|Sir Edmund Walsingham|
|Died||10 February 1550|
Sir Thomas Walsingham
Although the Walsingham pedigree is said to date to the thirteenth century, the family is first recorded in Kent in 1424, when Thomas Walsingham (died 7 March 1456) and his wife, Margaret, purchased the manor of Scadbury in Chislehurst, to which additional land was added in 1433. Their son, Thomas Walsingham (1436–1467), married Constance Dryland (died 14 November 1476), the daughter of James Dryland, of Davington, by whom he had a son, James Walsingham (1462 – 10 December 1540). After the death of Thomas Walsingham (1436–1467), his widow, Constance, married John Green, who in 1476 was Sheriff of Kent in right of his wife.

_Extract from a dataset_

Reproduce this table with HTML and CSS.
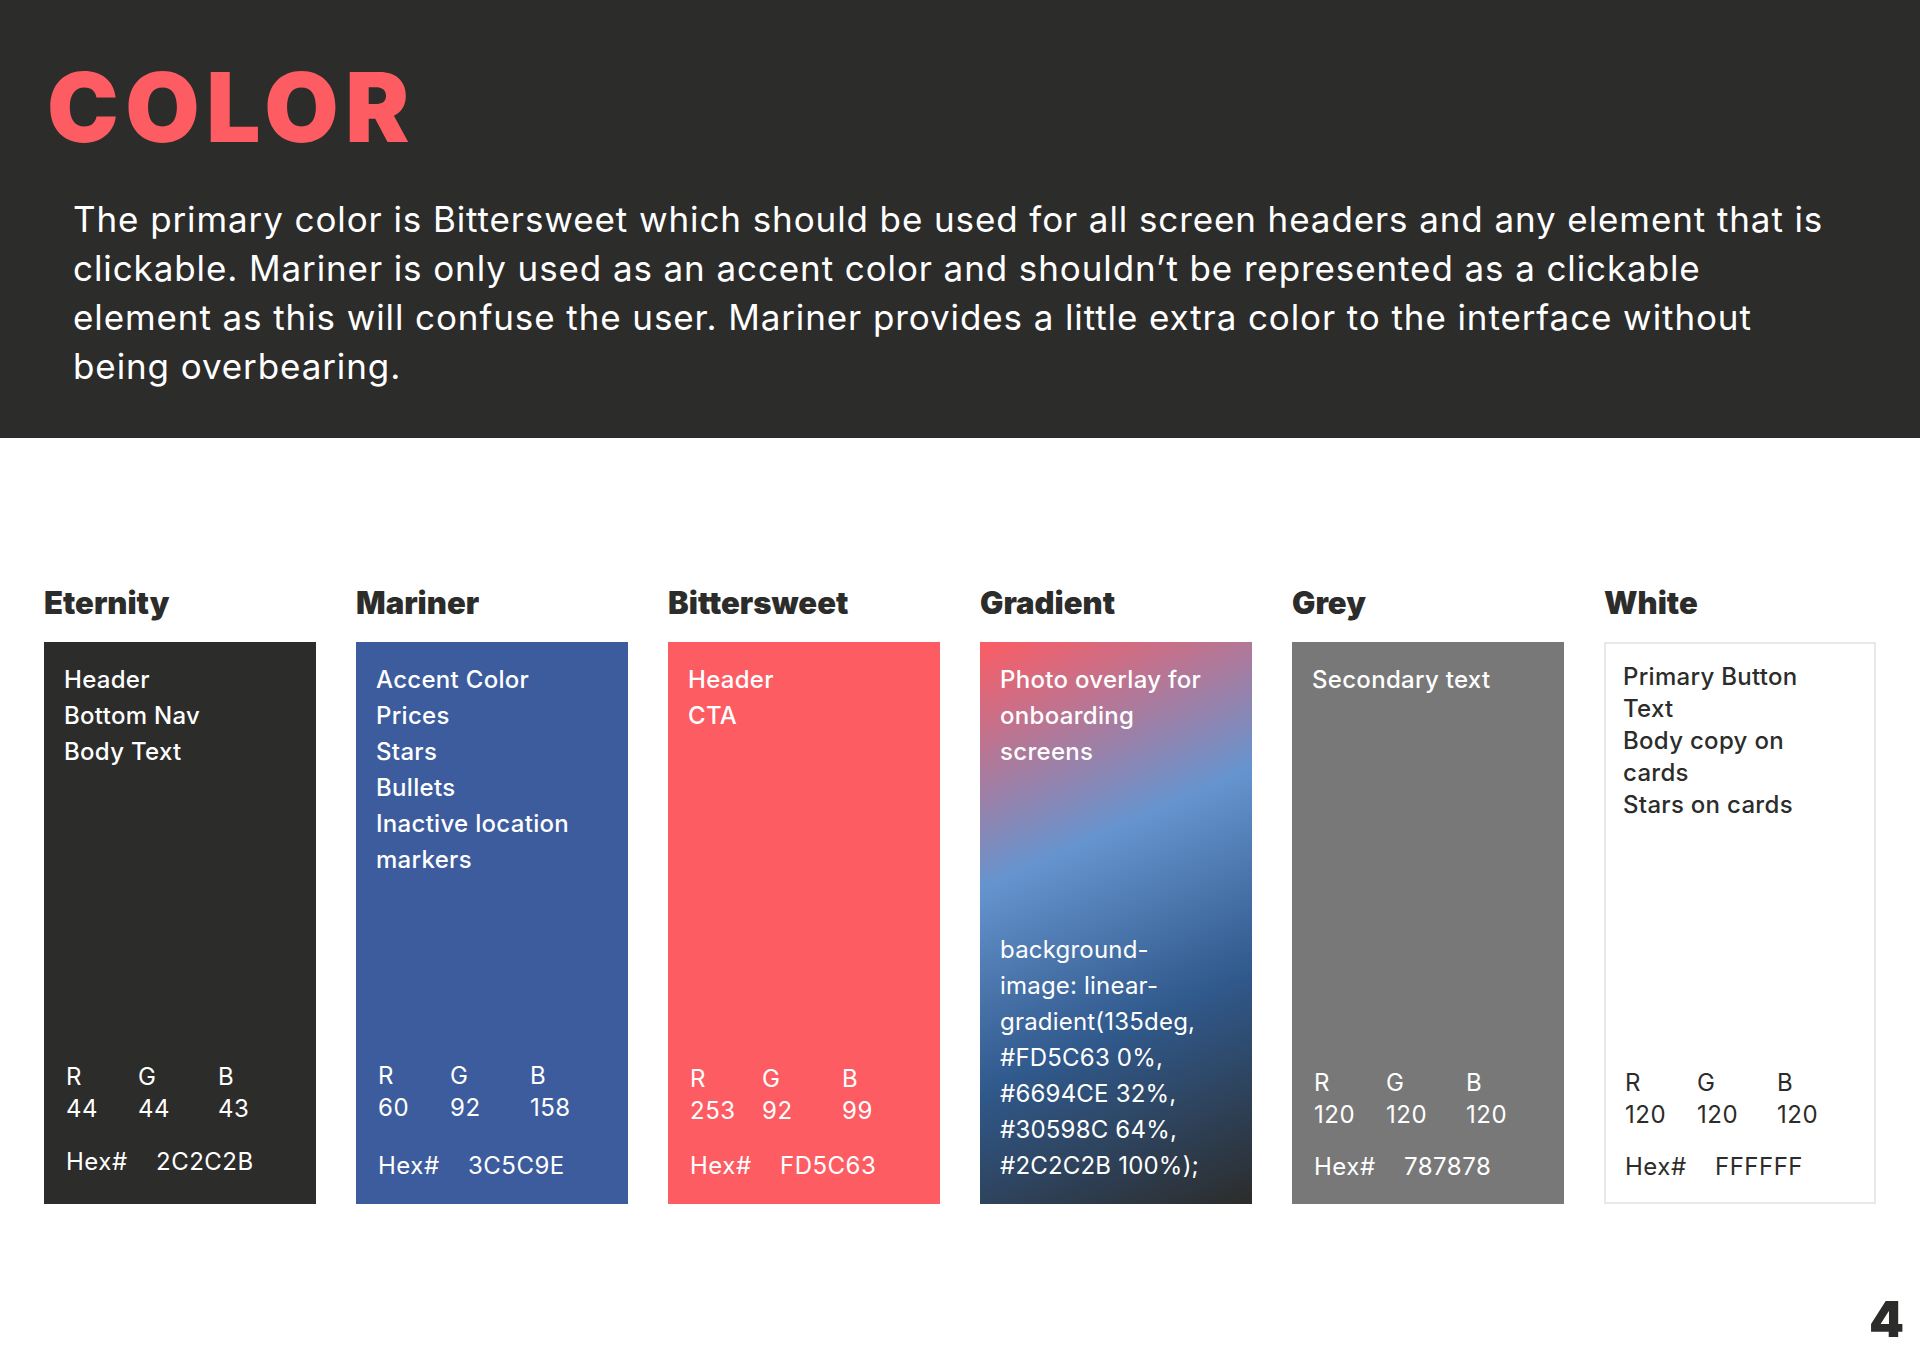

James Walsingham married Eleanor Writtle (born before 1465, died after 1540), the daughter of Walter Writtle of Bobbingworth, Essex, by whom, according to a monumental brass formerly in the church at Scadbury, he had four sons and seven daughters, including:
- Edmund Walsingham.
- William Walsingham (died 1534), who married Joyce Denny (1506/7–1560), the daughter of Sir Edmund Denny, one of the Barons of the Exchequer, and his second wife, Mary Troutbeck (died 1507), the daughter of Robert Troutbeck of Bridge Trafford, Cheshire, by whom he was the father of Sir Francis Walsingham, Principal Secretary to Queen Elizabeth I, and five daughters, Elizabeth (died 1596), Barbara, Christian, Eleanor and Mary (1527/8–1577). After William Walsingham's death, Joyce (née Denny) married Sir John Carey, a younger brother of Sir William Carey, by whom she had two sons, Sir Wymond Carey and Sir Edward Carey.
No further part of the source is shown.